The ICC, in its announcements prior to the event, tried to make it clear: “This is not a trial but a public hearing to decide whether there is enough evidence to send the case to trial.”
But to Dennis Ojwee, a Gulu veteran journalist who covered the LRA armed conflict for over two decades for state-owned media The New Vision, the public video screening made victims believe it was a trial against the LRA leader and that justice and compensation is in sight.
“The whole public screening of the case is confusing the victims. They think it is a trial, yet it holds less significance to the victims,” Ojwee tells Justice Info. “The public video screening is opening the old wounds when some of the victims were painfully moving on and healing from the trauma.”
“I know some people may not be comfortable hearing this. These public screenings may even be a re-awakening call. Some of the former LRA fighters live in the communities and those still in the bush, you never know, could be watching and listening to what is airing. ICC should take caution when planning such activities, because it could be re-awakening a conflict that was coming to an end,” he added.
“Without Kony being present in court to answer the charges and with the ICC insisting they cannot try him in his absence, it appears a joke to stage public screenings of this nature because they are not helping the victims,” believes Ojwee, who was attending one session out of curiosity.

“Our dream is to have justice”
Despite the challenges of Kony’s trial at the ICC, the Gulu-based War Victims’ and Children Networking – a non-profit organisation started in 2016 by a group of men and women who came out of LRA captivity – says they will continue to champion their rights.

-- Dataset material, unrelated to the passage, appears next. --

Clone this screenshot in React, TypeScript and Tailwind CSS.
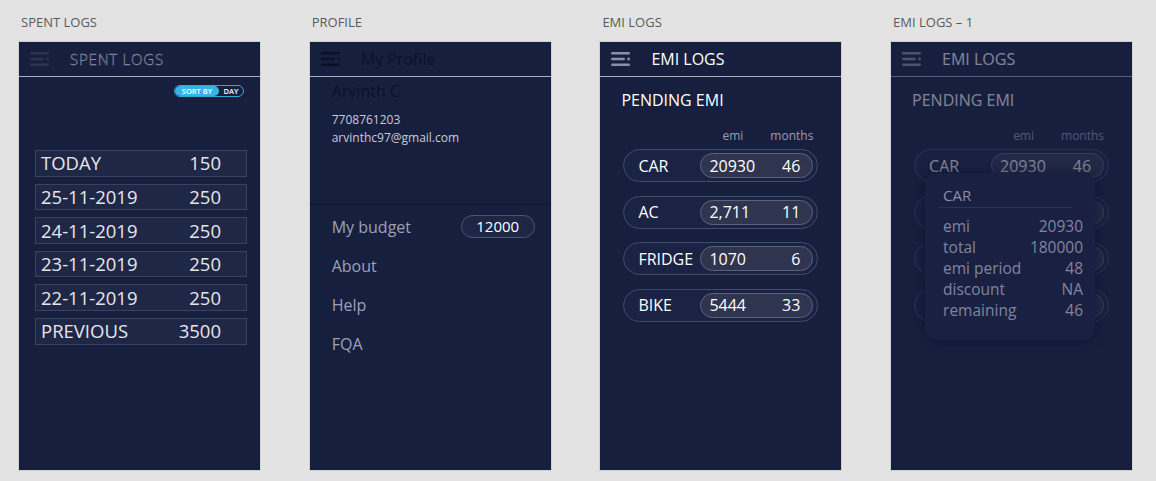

“Our dream is to have justice,” says Angel Stella Lanam, the group’s executive director. “Even in absence of justice, our work will continue majorly in providing livelihood support for the victims, giving medical assistance to victims with bullet wounds still lodged in their bodies, giving financial support to groups of victims, and provision of educational support to children born out of rebel captivity.”